I think it's difficult to have an advertised advice on this without physical facts. The only way is to proceed with environment trials (accelerometers on three axis...)
Depend on the the physical arrangement of the drive (vertically, horizontally, mechanical assembly...), the number of drives, the rotation speed, the design of the grommets, the material, the wind direction, and eventually the presence of bees.
I wonder what can happened if some bees are landing on your NAS, and decide to fart on it... Are the grommets useful in that particular case?
:p
Sorry but this topic made me laugh.
You should laugh. Because the answer is not as trivial as I may have mistakenly made it sound.
Various things to consider are:
- Amplitude
- Frequency
- Axis
- Brand/model/firmware of disk
- How well balanced are the platters when spinning (some models have the platters secured at the top and bottom for extra support from platter vibrations when spinning).
- Kind of rubber
- Age of the rubber
- Compression of the rubber
- Temperature of the rubber
- Has it been frozen before (some rubber breaks down if it gets too cold... such as if it sits on your porch in the winter when it arrives from Newegg)
- I'm sure there's more I haven't mentioned, but I think you get the point
This is NOT a trivial question, and the answer isn't trivial either. I'm sure someone could design some rubberized system that is amazing. None of the ones I tested were worth anything, and all of them had significantly higher amplitude across the board, on all axis. So the watered down answer is "almost certainly isn't better", but I'm not the one that should be giving the expert opinion.
I also take the stance that rubberized hard drive bays didn't exist in the 80s, when things were MUCH more sensitive to vibration. Back in the 80s the people that played with computers were extremely hardcore compared to today's people that call themselves hardcore. I've heard that people that were around in the 80s knew so much about what was in the hardware they were buying that they wish it went back to those days because the cold hard facts are distorted with "company secrets" and marketing bullshit.... err.. I mean hype.

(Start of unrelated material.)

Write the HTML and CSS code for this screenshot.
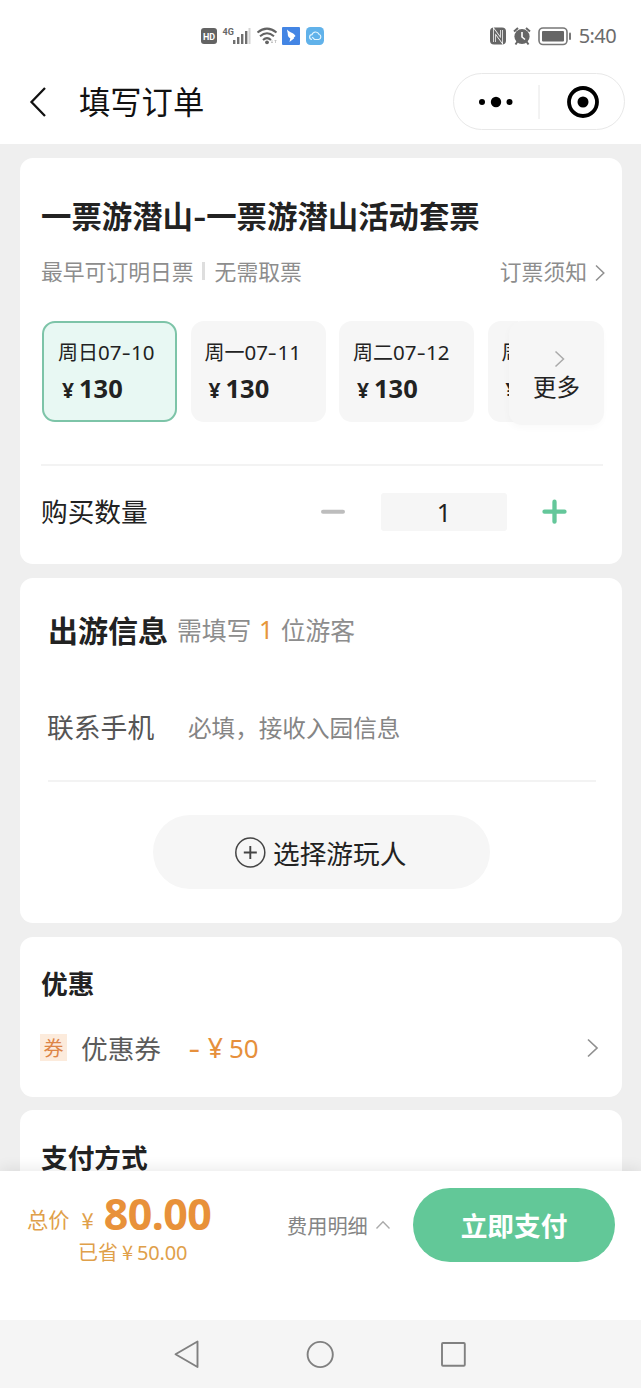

So I tend to think it's more logical than illogical to think that the rubber is a terrible and stupid idea, but since it adds hype and makes it seem better people will eat that stuff right up. Lets face it, companies lie to us every day, even more than 30 years ago. So I'm much more willing to buy that rubber grommets are a bunch of crap versus someone coming up with "this great idea" after hard drives had been around for decades. How many electronics have billed themselves as better/faster/smaller/whatever, but weren't?
Back in the day I had all my drives mounting in rubber grommets. I also had relatively higher failure rates (3x higher?) than I've had in the last 5 years.
Ultimately, it's your data, your drives, and your choice. I just know what I'd do and shared my experience and opinion. ;)
If the rubber makes you feel better, use it.